[Begin]

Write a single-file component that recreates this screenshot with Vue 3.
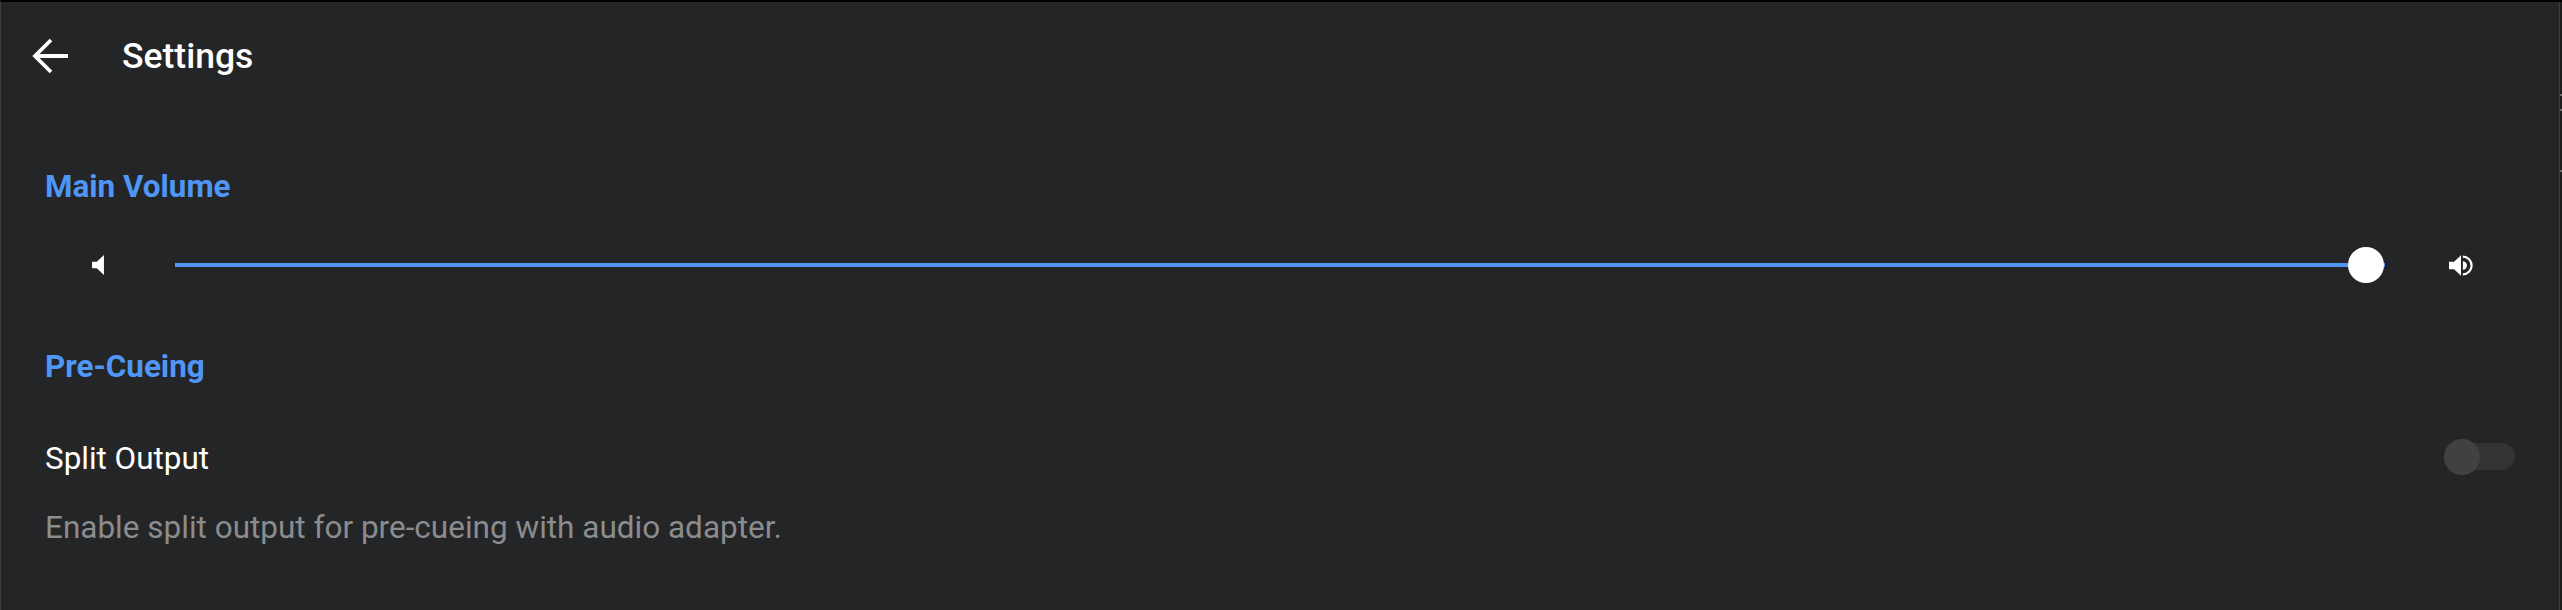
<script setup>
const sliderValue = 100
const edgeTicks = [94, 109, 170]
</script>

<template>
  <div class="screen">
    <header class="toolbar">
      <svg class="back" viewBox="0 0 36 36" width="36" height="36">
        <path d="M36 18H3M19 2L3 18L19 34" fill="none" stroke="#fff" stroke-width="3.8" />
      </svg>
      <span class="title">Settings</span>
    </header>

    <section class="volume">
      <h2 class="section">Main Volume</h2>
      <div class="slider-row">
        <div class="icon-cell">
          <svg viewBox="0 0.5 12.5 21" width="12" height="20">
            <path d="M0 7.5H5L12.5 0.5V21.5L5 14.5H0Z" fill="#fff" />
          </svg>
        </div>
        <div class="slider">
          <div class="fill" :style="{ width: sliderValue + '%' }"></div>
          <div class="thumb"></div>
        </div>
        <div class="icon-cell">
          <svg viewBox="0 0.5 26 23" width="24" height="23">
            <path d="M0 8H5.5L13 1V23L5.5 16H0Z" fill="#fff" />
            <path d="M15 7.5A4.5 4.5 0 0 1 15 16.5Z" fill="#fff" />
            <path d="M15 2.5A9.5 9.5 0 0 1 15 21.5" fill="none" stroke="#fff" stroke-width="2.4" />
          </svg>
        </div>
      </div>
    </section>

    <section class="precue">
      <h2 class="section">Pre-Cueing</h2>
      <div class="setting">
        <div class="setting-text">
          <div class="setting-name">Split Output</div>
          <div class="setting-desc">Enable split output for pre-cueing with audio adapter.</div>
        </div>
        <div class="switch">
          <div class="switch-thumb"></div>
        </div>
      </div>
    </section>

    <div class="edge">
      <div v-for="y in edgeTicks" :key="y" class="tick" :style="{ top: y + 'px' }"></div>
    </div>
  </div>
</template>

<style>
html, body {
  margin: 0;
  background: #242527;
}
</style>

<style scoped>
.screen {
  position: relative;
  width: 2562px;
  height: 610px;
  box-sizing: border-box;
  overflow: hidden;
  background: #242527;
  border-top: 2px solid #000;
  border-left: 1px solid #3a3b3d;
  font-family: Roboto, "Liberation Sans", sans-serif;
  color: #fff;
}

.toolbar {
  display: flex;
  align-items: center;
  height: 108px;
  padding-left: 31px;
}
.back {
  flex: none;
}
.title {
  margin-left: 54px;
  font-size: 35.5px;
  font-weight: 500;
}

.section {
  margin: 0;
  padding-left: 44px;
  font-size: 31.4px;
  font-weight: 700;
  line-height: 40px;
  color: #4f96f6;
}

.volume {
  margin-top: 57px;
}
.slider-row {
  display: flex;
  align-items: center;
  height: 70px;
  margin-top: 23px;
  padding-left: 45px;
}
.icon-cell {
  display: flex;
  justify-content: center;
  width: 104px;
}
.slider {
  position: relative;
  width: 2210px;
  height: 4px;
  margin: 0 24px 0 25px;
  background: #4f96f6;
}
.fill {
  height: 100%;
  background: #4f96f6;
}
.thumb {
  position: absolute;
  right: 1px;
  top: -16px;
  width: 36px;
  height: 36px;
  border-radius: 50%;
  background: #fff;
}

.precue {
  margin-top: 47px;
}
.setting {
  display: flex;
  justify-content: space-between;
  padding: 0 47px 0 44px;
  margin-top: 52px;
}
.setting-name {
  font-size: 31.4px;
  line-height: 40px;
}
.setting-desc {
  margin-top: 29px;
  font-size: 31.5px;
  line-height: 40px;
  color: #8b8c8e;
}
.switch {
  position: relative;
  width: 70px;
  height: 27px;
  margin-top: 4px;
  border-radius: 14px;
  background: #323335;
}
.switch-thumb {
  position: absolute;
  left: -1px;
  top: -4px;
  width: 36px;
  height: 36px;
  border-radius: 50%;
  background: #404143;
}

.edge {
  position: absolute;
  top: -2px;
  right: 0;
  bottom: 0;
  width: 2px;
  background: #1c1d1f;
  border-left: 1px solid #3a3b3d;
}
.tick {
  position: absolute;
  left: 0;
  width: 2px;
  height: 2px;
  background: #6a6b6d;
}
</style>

[End]

● **What you should do**
Leave out all pictures, then copy the remaining material exactly.

● **Written reply**
Write a single-file component that recreates this screenshot with Vue 3.
<script setup>
const sliderValue = 100
const edgeTicks = [94, 109, 170]
</script>

<template>
  <div class="screen">
    <header class="toolbar">
      <svg class="back" viewBox="0 0 36 36" width="36" height="36">
        <path d="M36 18H3M19 2L3 18L19 34" fill="none" stroke="#fff" stroke-width="3.8" />
      </svg>
      <span class="title">Settings</span>
    </header>

    <section class="volume">
      <h2 class="section">Main Volume</h2>
      <div class="slider-row">
        <div class="icon-cell">
          <svg viewBox="0 0.5 12.5 21" width="12" height="20">
            <path d="M0 7.5H5L12.5 0.5V21.5L5 14.5H0Z" fill="#fff" />
          </svg>
        </div>
        <div class="slider">
          <div class="fill" :style="{ width: sliderValue + '%' }"></div>
          <div class="thumb"></div>
        </div>
        <div class="icon-cell">
          <svg viewBox="0 0.5 26 23" width="24" height="23">
            <path d="M0 8H5.5L13 1V23L5.5 16H0Z" fill="#fff" />
            <path d="M15 7.5A4.5 4.5 0 0 1 15 16.5Z" fill="#fff" />
            <path d="M15 2.5A9.5 9.5 0 0 1 15 21.5" fill="none" stroke="#fff" stroke-width="2.4" />
          </svg>
        </div>
      </div>
    </section>

    <section class="precue">
      <h2 class="section">Pre-Cueing</h2>
      <div class="setting">
        <div class="setting-text">
          <div class="setting-name">Split Output</div>
          <div class="setting-desc">Enable split output for pre-cueing with audio adapter.</div>
        </div>
        <div class="switch">
          <div class="switch-thumb"></div>
        </div>
      </div>
    </section>

    <div class="edge">
      <div v-for="y in edgeTicks" :key="y" class="tick" :style="{ top: y + 'px' }"></div>
    </div>
  </div>
</template>

<style>
html, body {
  margin: 0;
  background: #242527;
}
</style>

<style scoped>
.screen {
  position: relative;
  width: 2562px;
  height: 610px;
  box-sizing: border-box;
  overflow: hidden;
  background: #242527;
  border-top: 2px solid #000;
  border-left: 1px solid #3a3b3d;
  font-family: Roboto, "Liberation Sans", sans-serif;
  color: #fff;
}

.toolbar {
  display: flex;
  align-items: center;
  height: 108px;
  padding-left: 31px;
}
.back {
  flex: none;
}
.title {
  margin-left: 54px;
  font-size: 35.5px;
  font-weight: 500;
}

.section {
  margin: 0;
  padding-left: 44px;
  font-size: 31.4px;
  font-weight: 700;
  line-height: 40px;
  color: #4f96f6;
}

.volume {
  margin-top: 57px;
}
.slider-row {
  display: flex;
  align-items: center;
  height: 70px;
  margin-top: 23px;
  padding-left: 45px;
}
.icon-cell {
  display: flex;
  justify-content: center;
  width: 104px;
}
.slider {
  position: relative;
  width: 2210px;
  height: 4px;
  margin: 0 24px 0 25px;
  background: #4f96f6;
}
.fill {
  height: 100%;
  background: #4f96f6;
}
.thumb {
  position: absolute;
  right: 1px;
  top: -16px;
  width: 36px;
  height: 36px;
  border-radius: 50%;
  background: #fff;
}

.precue {
  margin-top: 47px;
}
.setting {
  display: flex;
  justify-content: space-between;
  padding: 0 47px 0 44px;
  margin-top: 52px;
}
.setting-name {
  font-size: 31.4px;
  line-height: 40px;
}
.setting-desc {
  margin-top: 29px;
  font-size: 31.5px;
  line-height: 40px;
  color: #8b8c8e;
}
.switch {
  position: relative;
  width: 70px;
  height: 27px;
  margin-top: 4px;
  border-radius: 14px;
  background: #323335;
}
.switch-thumb {
  position: absolute;
  left: -1px;
  top: -4px;
  width: 36px;
  height: 36px;
  border-radius: 50%;
  background: #404143;
}

.edge {
  position: absolute;
  top: -2px;
  right: 0;
  bottom: 0;
  width: 2px;
  background: #1c1d1f;
  border-left: 1px solid #3a3b3d;
}
.tick {
  position: absolute;
  left: 0;
  width: 2px;
  height: 2px;
  background: #6a6b6d;
}
</style>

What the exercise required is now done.